Without the pictures, extract every line from the start of the material to the line containing "import React from", both ends included.

RECORDED INFORMATION ->
________________
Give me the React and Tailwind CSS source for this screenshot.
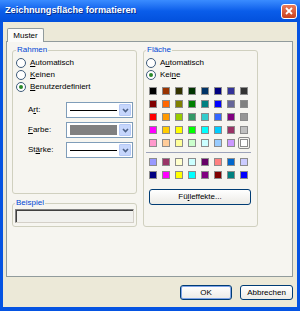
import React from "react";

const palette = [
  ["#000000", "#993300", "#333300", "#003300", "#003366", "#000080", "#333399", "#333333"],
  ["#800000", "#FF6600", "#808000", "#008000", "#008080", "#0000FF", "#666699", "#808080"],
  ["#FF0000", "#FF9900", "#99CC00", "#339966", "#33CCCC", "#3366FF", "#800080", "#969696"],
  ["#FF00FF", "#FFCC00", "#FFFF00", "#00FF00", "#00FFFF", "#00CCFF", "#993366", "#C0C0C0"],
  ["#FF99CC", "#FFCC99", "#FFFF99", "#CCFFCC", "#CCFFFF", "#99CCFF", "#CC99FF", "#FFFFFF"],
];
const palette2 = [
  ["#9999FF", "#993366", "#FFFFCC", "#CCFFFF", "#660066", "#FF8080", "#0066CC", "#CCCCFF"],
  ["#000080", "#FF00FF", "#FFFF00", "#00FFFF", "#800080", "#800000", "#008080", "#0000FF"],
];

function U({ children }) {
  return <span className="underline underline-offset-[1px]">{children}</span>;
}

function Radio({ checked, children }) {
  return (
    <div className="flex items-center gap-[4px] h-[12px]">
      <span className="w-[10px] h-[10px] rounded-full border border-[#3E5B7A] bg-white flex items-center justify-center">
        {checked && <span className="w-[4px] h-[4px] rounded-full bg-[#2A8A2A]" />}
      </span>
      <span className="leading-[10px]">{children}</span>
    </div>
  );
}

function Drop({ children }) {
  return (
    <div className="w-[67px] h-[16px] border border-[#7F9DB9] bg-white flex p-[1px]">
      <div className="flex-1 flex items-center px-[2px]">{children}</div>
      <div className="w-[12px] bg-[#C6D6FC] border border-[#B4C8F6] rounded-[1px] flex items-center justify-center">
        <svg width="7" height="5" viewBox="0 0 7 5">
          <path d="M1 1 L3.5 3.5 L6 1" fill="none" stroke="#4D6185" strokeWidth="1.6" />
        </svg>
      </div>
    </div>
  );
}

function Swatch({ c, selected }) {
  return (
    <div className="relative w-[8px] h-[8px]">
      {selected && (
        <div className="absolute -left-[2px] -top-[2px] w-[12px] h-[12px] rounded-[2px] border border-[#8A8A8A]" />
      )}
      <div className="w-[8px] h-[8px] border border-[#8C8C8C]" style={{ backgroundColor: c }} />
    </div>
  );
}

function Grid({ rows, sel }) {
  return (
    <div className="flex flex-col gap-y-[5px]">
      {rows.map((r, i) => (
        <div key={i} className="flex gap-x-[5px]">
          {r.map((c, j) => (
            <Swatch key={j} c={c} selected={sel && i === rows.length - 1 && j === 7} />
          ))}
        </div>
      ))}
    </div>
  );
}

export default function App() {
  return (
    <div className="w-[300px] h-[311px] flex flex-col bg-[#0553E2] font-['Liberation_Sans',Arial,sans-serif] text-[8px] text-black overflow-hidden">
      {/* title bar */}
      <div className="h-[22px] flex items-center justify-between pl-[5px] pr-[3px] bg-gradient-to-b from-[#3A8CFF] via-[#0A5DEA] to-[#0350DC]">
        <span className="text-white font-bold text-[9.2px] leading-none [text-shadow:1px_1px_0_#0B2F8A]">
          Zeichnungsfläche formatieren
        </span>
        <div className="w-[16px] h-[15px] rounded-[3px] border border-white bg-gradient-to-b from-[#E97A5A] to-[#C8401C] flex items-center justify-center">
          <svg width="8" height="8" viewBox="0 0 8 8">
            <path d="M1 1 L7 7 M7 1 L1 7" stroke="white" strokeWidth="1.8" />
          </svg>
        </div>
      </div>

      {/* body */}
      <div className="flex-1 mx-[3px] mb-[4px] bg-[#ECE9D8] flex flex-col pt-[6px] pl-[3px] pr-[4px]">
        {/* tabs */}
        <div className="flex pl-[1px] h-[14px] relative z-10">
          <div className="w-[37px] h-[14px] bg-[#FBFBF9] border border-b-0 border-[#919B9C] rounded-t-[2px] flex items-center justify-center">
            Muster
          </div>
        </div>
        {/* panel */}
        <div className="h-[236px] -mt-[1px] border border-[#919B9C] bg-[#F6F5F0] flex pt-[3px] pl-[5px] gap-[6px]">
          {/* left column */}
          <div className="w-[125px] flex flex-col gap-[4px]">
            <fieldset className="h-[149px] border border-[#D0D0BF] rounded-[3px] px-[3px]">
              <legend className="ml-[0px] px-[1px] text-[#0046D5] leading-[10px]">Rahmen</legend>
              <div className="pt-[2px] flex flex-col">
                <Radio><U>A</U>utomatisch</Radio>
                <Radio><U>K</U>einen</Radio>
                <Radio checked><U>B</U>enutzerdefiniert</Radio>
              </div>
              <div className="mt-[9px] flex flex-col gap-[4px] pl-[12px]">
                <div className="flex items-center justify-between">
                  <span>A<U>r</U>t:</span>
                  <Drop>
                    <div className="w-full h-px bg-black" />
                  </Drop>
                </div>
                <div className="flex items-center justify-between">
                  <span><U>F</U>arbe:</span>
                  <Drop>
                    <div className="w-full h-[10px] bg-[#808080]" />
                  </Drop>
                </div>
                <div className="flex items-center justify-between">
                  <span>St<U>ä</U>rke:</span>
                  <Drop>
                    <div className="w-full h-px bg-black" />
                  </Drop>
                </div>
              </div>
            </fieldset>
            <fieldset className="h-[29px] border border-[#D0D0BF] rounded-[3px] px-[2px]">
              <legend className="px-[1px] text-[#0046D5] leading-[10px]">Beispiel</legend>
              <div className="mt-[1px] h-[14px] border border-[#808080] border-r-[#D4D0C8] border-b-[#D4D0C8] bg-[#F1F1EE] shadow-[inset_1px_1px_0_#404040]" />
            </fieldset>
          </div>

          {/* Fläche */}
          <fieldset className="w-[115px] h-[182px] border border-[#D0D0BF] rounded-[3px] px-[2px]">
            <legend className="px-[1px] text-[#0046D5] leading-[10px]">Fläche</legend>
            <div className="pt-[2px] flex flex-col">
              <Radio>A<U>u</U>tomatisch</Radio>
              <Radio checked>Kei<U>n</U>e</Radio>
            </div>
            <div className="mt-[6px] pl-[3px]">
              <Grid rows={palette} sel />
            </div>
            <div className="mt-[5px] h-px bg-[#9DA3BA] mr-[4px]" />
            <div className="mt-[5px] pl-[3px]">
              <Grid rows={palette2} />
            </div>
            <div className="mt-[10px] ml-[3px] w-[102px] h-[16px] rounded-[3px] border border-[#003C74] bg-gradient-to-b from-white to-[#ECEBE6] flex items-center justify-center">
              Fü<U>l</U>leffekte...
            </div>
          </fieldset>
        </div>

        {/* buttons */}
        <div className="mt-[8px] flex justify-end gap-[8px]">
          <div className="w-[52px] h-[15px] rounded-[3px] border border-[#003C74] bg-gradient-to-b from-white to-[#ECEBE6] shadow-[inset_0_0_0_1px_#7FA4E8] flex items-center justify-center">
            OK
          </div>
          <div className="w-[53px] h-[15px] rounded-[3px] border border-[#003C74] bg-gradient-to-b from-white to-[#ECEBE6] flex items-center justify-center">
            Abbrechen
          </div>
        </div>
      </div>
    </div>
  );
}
________________
RESPONSE BELOW ->
Give me the React and Tailwind CSS source for this screenshot.
import React from "react";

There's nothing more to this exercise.